I recall Dickinson’s poem, “Because I could not stop for death”:  “We passed the school where children strove/At recess in a ring/We passed the Fields of Gazing Grain/We passed the setting sun.”  It has been over an hour. In my desperation, I imagine realizing that “The Horses’ Heads” really are turned toward eternity. And then, magically, we are there.

Slouching out of the car, and more or less ignoring a warm welcome, we fall into mutual recrimination. Georgia assumes all future navigational duties none of which will, according to her, involve technology. I am happy to retire.

She gets us back to the hotel with hand written instructions. Rehearsal dinner is just up the road, although I would have headed in the wrong direction. The wedding site, we have already found.

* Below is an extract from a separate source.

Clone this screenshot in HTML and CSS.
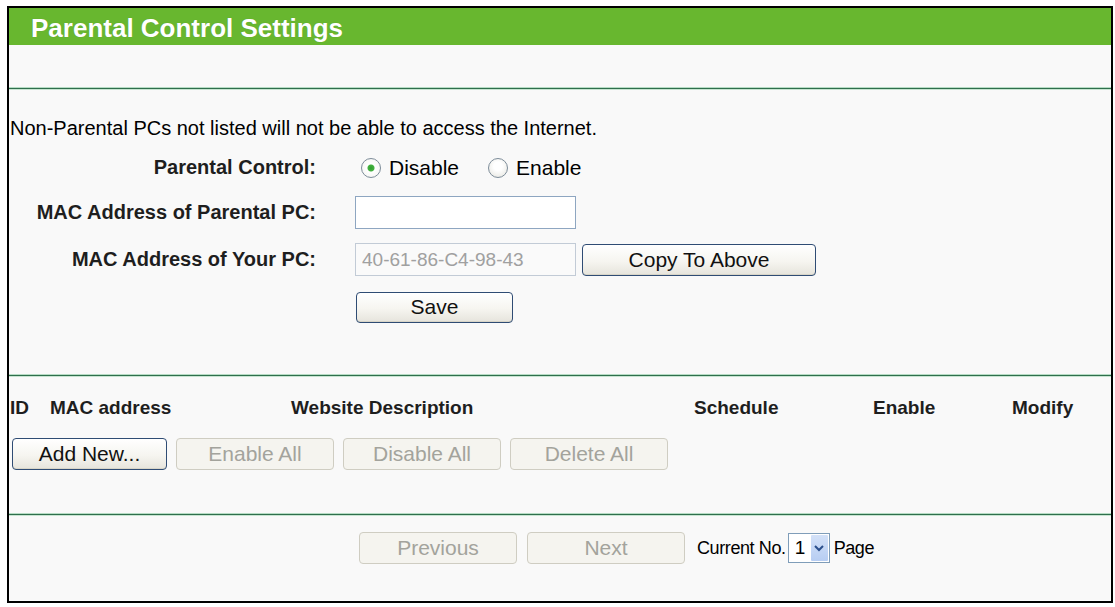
FILE: index.html
```html
<!DOCTYPE html>
<html>
<head>
<meta charset="utf-8">
<title>Parental Control Settings</title>
<link rel="stylesheet" href="styles.css">
</head>
<body>
<div class="frame">
  <div class="title-bar">Parental Control Settings</div>
  <div class="top-space"></div>
  <div class="rule"></div>
  <p class="note">Non-Parental PCs not listed will not be able to access the Internet.</p>
  <div class="form-grid">
    <div class="label">Parental Control:</div>
    <div class="ctrl">
      <label class="radio"><input type="radio" name="pc" checked><span>Disable</span></label>
      <label class="radio"><input type="radio" name="pc"><span>Enable</span></label>
    </div>
    <div class="label">MAC Address of Parental PC:</div>
    <div class="ctrl"><input class="text" type="text" value=""></div>
    <div class="label">MAC Address of Your PC:</div>
    <div class="ctrl">
      <input class="text" type="text" value="40-61-86-C4-98-43" disabled>
      <button class="btn btn-copy">Copy To Above</button>
    </div>
    <div class="label"></div>
    <div class="ctrl"><button class="btn btn-save">Save</button></div>
  </div>
  <div class="rule rule-mid"></div>
  <div class="list-head">
    <span>ID</span>
    <span>MAC address</span>
    <span>Website Description</span>
    <span>Schedule</span>
    <span>Enable</span>
    <span>Modify</span>
  </div>
  <div class="list-actions">
    <button class="btn btn-wide">Add New...</button>
    <button class="btn btn-wide" disabled>Enable All</button>
    <button class="btn btn-wide" disabled>Disable All</button>
    <button class="btn btn-wide" disabled>Delete All</button>
  </div>
  <div class="rule rule-low"></div>
  <div class="pager">
    <button class="btn btn-wide" disabled>Previous</button>
    <button class="btn btn-wide" disabled>Next</button>
    <span class="pager-text">Current No.</span>
    <div class="fake-select">
      <span class="sel-value">1</span>
      <span class="sel-arrow"><svg width="10" height="8" viewBox="0 0 10 8"><path d="M1 2 L5 6 L9 2" fill="none" stroke="#2b4f8c" stroke-width="2"/></svg></span>
    </div>
    <span class="pager-text">Page</span>
  </div>
</div>
</body>
</html>
```

FILE: styles.css
```css
html, body {
  margin: 0;
  padding: 0;
  background: #ffffff;
}

body {
  font-family: "Liberation Sans", Arial, sans-serif;
  color: #000;
}

.frame {
  margin: 6px 0 0 7px;
  width: 1106px;
  height: 597px;
  box-sizing: border-box;
  border: 2px solid #000;
  background: #f9f9f9;
}

.title-bar {
  height: 37px;
  background: #68b72f;
  color: #fff;
  font-weight: bold;
  font-size: 26px;
  line-height: 40px;
  padding-left: 22px;
  text-shadow: 0 0 1px rgba(0,0,0,0.15);
}

.top-space {
  height: 42px;
}

.rule {
  height: 3px;
  background: linear-gradient(#b6dcc4 0, #b6dcc4 1px, #2f6f4c 1px, #2f6f4c 2px, #c7e4d1 2px);
}

.note {
  margin: 26px 0 0 1px;
  font-size: 20px;
  line-height: 24px;
}

.form-grid {
  margin-top: 5px;
  display: grid;
  grid-template-columns: 307px 1fr;
  grid-template-rows: 45px 45px 49px 46px;
  column-gap: 39px;
}

.label {
  display: flex;
  align-items: center;
  justify-content: flex-end;
  font-size: 20px;
  font-weight: bold;
  color: #1e1e1e;
}

.ctrl {
  display: flex;
  align-items: center;
  gap: 6px;
}

.radio {
  display: inline-flex;
  align-items: center;
  font-size: 21px;
  margin-left: 6px;
  margin-right: 17px;
}

.radio input {
  appearance: none;
  -webkit-appearance: none;
  width: 20px;
  height: 20px;
  margin: 0 8px 0 0;
  border-radius: 50%;
  border: 1px solid #7d8c99;
  background: radial-gradient(circle at 50% 40%, #ffffff 30%, #e3e3dc 100%);
  box-sizing: border-box;
}

.radio input:checked {
  background: radial-gradient(circle, #2fa12c 0, #44b040 3px, #ffffff 4px, #f2f2ee 100%);
}

.text {
  width: 221px;
  height: 33px;
  box-sizing: border-box;
  border: 1px solid #8ea6c1;
  background: #fff;
  font-family: "Liberation Sans", Arial, sans-serif;
  font-size: 19px;
  padding: 0 6px;
  margin: 0;
}

.text:disabled {
  border-color: #c2cbd6;
  background: #fafafa;
  color: #a0a0a0;
}

.btn {
  font-family: "Liberation Sans", Arial, sans-serif;
  font-size: 21px;
  color: #111;
  height: 32px;
  padding: 0;
  margin: 0;
  border: 1px solid #2f4c74;
  border-radius: 4px;
  background: linear-gradient(#ffffff 0%, #f6f5f0 55%, #e6e4dc 100%);
  box-shadow: inset 0 -1px 0 #d8d5c8;
}

.btn:disabled {
  color: #a3a39c;
  border-color: #cfcdc2;
  background: #f5f4ef;
  box-shadow: none;
}

.btn-copy {
  width: 234px;
  height: 32px;
}

.btn-save {
  width: 157px;
  height: 31px;
  margin-left: 1px;
}

.btn-wide {
  width: 158px;
  height: 32px;
}

.rule-mid {
  margin-top: 44px;
}

.list-head {
  margin-top: 19px;
  display: grid;
  grid-template-columns: 40px 241px 403px 179px 139px auto;
  padding-left: 1px;
  font-size: 19px;
  font-weight: bold;
  line-height: 24px;
  color: #1e1e1e;
}

.list-actions {
  margin-top: 18px;
  padding-left: 3px;
  display: flex;
  gap: 9px;
}

.list-actions .btn:first-child {
  width: 155px;
}

.rule-low {
  margin-top: 43px;
}

.pager {
  margin-top: 16px;
  padding-left: 350px;
  display: flex;
  align-items: center;
  gap: 10px;
}

.pager-text {
  font-size: 18px;
  letter-spacing: -0.4px;
}

.pager .btn-wide:nth-child(2) {
  margin-right: 2px;
}

.fake-select {
  display: flex;
  align-items: stretch;
  height: 30px;
  width: 42px;
  box-sizing: border-box;
  border: 1px solid #7f9db9;
  background: #fff;
  margin: 0 -6px 0 -8px;
}

.sel-value {
  flex: 1;
  font-size: 19px;
  line-height: 28px;
  padding-left: 6px;
}

.sel-arrow {
  width: 17px;
  margin: 1px;
  background: linear-gradient(#d3e1f8, #b7cdf2);
  display: flex;
  align-items: center;
  justify-content: center;
  border-radius: 1px;
}
```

The return trip just means reversing the route we took to get there, so I have no role. As we near Buffalo, I begin to worry. How to get through the city to the bridge? I say nothing. Blake has driven and sailed everywhere and anywhere and never got lost. (Maybe confused as Davy Crockett would say, but not for 3 days.) Blake has an intuitive sense of direction. Let him be. Then we are off the highway onto city streets. Arrrrgh! I think, but I stay silent. Blake drives without comment, and drives and then, there it is the high ramp up onto the Peace Bridge.

Just one more slight snag – we head off the Queen Elizabeth Way following a sign to the Keg, a steakhouse of note. Can it be this far from the highway? A ship moves slowly through the Welland Canal blocking our path. Blake drives on. Fifteen minutes later, the Keg appears, a Canadian idea of a highway restaurant.